> [Data supplied]
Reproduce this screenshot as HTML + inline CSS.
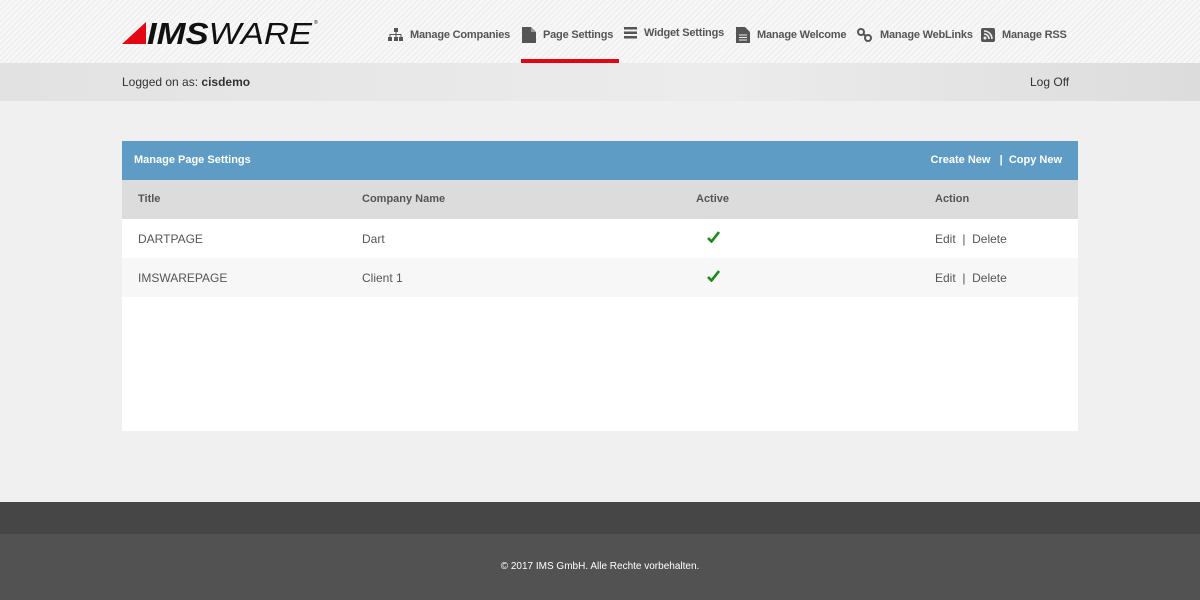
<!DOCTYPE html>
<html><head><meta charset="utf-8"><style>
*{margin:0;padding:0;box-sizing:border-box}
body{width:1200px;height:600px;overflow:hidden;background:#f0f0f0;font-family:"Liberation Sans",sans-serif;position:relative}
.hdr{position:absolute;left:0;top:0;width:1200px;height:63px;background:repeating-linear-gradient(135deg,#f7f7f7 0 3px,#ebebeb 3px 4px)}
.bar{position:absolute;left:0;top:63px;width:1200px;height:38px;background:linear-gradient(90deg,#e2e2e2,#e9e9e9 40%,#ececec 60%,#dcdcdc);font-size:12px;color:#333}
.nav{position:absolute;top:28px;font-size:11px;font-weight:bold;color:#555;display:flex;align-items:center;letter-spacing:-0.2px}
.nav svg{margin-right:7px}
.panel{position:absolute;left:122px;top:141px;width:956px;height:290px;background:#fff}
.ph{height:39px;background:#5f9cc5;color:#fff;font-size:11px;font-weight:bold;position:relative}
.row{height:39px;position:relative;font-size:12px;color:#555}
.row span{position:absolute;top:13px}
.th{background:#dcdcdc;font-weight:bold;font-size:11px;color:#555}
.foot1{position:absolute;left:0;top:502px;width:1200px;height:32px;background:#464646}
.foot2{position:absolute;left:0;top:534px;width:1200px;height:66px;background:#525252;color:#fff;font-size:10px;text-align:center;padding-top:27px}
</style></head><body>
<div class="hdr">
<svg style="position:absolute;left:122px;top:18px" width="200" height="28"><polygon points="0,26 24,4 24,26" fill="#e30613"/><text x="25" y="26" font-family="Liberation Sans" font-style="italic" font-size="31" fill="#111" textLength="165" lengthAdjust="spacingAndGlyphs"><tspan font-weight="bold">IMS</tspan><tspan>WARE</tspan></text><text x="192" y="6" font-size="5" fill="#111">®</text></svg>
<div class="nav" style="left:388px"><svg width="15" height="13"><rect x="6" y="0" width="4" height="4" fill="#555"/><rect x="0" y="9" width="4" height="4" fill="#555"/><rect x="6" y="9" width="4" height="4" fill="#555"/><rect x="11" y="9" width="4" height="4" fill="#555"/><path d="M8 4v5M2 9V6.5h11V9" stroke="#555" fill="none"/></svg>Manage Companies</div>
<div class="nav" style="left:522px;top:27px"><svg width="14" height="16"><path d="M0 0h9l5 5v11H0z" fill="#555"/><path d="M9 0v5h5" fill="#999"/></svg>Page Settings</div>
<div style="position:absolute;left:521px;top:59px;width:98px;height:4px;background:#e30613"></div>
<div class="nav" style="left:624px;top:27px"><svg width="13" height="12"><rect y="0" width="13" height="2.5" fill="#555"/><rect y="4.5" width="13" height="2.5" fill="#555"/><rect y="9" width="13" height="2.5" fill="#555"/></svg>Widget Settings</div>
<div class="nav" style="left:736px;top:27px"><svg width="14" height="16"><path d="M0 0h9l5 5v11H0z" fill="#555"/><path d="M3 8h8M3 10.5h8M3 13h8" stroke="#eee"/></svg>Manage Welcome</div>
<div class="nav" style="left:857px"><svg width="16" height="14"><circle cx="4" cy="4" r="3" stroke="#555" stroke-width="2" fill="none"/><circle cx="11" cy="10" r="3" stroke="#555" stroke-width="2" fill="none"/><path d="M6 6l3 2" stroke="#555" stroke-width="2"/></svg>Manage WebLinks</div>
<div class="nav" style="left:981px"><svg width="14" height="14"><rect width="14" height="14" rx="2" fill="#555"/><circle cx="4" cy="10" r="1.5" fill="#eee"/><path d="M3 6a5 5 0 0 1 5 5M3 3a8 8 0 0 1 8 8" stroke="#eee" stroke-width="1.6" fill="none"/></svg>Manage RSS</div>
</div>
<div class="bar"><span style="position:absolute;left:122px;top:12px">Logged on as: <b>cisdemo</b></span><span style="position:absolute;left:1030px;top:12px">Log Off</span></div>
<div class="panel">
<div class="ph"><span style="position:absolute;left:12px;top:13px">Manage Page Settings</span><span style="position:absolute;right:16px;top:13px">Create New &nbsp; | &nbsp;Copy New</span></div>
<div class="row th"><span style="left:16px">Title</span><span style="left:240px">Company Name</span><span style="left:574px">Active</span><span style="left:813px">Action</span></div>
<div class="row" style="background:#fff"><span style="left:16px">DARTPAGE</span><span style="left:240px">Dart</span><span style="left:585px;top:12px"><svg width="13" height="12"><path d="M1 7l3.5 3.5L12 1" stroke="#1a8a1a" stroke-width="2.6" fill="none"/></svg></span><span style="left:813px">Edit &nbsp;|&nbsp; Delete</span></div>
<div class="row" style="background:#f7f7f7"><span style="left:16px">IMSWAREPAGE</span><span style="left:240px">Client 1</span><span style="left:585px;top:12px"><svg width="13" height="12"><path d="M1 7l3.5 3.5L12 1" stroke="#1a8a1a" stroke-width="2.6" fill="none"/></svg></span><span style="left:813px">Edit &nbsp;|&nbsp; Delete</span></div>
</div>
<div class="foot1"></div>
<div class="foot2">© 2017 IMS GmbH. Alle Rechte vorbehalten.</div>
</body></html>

--

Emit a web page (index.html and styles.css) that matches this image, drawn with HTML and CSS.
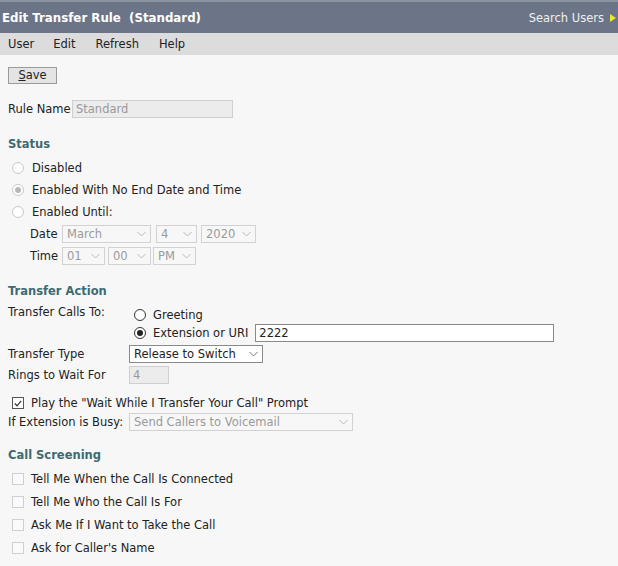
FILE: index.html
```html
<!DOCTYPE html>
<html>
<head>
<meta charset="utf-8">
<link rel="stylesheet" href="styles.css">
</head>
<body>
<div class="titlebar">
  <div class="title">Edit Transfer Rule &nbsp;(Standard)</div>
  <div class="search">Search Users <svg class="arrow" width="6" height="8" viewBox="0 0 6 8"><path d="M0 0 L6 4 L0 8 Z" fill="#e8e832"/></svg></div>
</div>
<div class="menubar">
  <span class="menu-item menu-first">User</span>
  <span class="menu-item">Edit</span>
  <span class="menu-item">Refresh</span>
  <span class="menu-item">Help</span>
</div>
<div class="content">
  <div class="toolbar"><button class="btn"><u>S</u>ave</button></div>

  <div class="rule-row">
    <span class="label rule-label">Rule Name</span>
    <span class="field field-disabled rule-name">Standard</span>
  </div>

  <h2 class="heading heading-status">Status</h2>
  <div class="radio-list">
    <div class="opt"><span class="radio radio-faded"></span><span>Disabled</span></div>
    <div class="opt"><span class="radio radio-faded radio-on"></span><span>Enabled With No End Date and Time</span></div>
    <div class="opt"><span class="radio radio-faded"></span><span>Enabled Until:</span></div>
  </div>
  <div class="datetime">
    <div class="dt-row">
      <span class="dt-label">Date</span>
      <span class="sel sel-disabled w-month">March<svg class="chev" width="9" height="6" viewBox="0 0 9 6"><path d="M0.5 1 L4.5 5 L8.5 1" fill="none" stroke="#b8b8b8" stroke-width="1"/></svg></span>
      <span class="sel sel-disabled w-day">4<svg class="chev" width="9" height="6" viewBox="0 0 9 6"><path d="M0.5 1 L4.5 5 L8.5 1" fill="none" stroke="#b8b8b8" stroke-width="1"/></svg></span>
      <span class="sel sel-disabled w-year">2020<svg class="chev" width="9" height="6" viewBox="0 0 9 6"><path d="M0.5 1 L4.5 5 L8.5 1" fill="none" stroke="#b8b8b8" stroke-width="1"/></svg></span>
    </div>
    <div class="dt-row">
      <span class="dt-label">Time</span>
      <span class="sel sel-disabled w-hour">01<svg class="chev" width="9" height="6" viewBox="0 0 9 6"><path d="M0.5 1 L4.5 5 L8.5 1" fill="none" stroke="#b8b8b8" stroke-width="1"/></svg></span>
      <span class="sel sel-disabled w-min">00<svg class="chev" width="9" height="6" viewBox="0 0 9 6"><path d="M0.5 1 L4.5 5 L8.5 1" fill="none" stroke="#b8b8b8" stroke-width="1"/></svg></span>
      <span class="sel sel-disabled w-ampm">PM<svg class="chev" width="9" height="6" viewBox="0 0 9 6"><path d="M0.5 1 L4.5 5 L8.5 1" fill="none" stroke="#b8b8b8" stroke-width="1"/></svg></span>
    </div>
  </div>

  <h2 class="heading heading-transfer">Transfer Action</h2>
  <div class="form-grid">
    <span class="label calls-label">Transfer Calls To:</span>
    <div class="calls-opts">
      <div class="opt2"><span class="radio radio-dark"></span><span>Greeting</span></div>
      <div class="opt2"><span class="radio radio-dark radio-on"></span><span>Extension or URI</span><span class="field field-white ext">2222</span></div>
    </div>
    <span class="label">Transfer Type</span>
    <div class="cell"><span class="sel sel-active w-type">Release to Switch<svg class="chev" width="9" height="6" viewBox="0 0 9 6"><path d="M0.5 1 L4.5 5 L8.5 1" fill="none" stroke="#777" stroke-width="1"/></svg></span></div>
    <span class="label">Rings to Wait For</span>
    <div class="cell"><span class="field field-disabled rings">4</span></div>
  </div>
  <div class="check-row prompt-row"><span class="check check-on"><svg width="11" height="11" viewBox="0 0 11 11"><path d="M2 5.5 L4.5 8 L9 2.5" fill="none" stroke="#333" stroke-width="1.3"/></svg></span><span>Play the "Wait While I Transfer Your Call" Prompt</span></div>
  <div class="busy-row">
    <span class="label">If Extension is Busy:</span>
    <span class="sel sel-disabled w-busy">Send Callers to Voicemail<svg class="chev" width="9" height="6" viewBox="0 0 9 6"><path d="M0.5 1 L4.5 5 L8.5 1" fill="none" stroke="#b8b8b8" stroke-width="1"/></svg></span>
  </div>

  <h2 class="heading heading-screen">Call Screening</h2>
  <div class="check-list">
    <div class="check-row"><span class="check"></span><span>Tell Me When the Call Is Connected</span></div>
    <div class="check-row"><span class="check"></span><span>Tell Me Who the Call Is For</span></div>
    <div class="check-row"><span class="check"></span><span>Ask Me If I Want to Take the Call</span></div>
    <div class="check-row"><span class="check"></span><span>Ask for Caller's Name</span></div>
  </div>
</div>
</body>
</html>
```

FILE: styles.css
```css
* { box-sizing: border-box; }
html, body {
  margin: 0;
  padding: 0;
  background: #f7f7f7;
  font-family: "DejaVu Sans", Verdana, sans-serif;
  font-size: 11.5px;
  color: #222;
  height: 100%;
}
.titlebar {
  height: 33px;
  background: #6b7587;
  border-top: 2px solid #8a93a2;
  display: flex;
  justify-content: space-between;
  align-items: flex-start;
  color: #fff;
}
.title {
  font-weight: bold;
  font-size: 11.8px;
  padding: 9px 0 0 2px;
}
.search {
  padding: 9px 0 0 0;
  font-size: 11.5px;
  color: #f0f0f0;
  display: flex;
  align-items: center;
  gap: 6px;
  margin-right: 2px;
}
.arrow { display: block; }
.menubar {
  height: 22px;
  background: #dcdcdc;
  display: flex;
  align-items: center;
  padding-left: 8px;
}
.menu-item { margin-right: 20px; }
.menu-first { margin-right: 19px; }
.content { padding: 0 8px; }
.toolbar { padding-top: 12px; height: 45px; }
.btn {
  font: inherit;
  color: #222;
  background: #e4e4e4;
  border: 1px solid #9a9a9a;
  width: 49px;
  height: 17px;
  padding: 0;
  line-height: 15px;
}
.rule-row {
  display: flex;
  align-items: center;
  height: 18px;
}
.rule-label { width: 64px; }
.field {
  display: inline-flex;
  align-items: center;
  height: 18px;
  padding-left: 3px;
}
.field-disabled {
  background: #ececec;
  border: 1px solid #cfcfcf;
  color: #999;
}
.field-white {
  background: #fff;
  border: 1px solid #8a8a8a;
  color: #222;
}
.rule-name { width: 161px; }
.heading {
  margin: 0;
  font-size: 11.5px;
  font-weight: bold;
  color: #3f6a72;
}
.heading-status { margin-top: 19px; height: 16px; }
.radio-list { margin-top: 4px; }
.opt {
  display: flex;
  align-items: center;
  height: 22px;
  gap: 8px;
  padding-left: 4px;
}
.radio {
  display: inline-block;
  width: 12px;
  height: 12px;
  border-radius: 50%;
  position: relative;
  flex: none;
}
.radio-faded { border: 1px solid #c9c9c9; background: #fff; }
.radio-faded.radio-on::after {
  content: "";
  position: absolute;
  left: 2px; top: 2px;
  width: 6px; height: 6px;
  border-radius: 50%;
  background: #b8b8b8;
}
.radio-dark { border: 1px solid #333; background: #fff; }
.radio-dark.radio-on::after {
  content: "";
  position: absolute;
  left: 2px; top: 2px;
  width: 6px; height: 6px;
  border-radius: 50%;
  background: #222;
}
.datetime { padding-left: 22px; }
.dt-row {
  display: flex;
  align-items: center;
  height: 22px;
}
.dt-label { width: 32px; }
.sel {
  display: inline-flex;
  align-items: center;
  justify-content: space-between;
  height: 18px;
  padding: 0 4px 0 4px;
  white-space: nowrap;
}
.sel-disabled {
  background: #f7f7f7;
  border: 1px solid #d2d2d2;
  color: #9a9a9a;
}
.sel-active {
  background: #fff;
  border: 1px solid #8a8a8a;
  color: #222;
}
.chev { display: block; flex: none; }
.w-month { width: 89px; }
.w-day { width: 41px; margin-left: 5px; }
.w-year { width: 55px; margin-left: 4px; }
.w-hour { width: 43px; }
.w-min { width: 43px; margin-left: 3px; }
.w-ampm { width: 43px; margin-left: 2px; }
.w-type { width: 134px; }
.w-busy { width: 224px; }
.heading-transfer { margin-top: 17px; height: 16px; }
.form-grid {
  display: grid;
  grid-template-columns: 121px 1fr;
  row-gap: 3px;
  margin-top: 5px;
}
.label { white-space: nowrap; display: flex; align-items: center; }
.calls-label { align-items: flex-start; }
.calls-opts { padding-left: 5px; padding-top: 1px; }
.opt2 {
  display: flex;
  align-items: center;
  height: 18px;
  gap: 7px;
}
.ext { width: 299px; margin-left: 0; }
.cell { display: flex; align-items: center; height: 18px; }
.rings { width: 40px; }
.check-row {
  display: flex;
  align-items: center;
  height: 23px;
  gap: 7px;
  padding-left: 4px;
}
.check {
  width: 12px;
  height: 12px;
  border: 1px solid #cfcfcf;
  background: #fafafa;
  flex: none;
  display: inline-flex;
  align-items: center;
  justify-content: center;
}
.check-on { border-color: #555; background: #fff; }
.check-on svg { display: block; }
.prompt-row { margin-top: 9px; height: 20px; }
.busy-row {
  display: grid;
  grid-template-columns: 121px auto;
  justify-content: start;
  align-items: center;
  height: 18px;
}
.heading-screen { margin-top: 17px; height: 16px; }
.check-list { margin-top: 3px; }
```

---

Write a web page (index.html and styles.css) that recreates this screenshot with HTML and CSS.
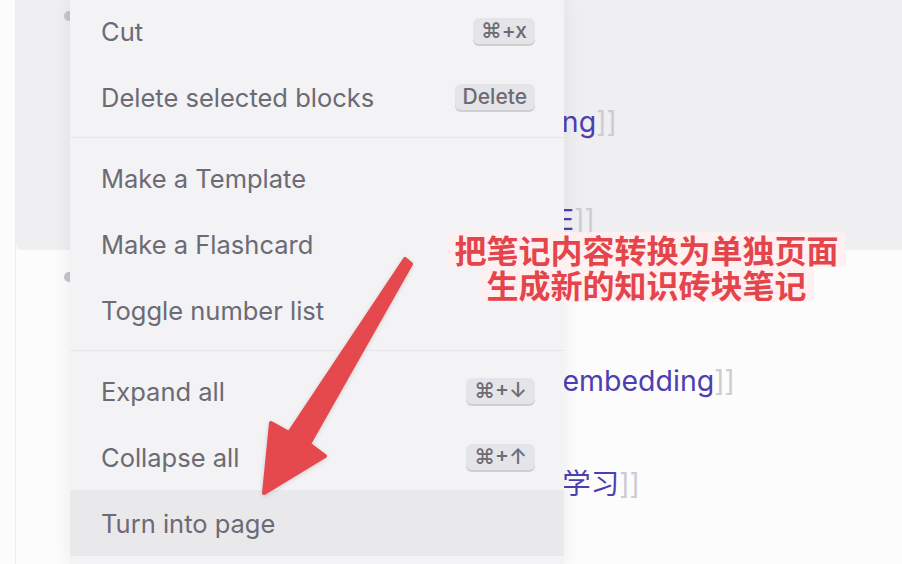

> [Stated exercise]
Extract from the material all lines containing the string "styles".

> [Reply]
Emit a web page (index.html and styles.css) that matches this image, drawn with HTML and CSS.
<link rel="stylesheet" href="styles.css">
FILE: styles.css
Write a web page (index.html and styles.css) that recreates this screenshot with HTML and CSS.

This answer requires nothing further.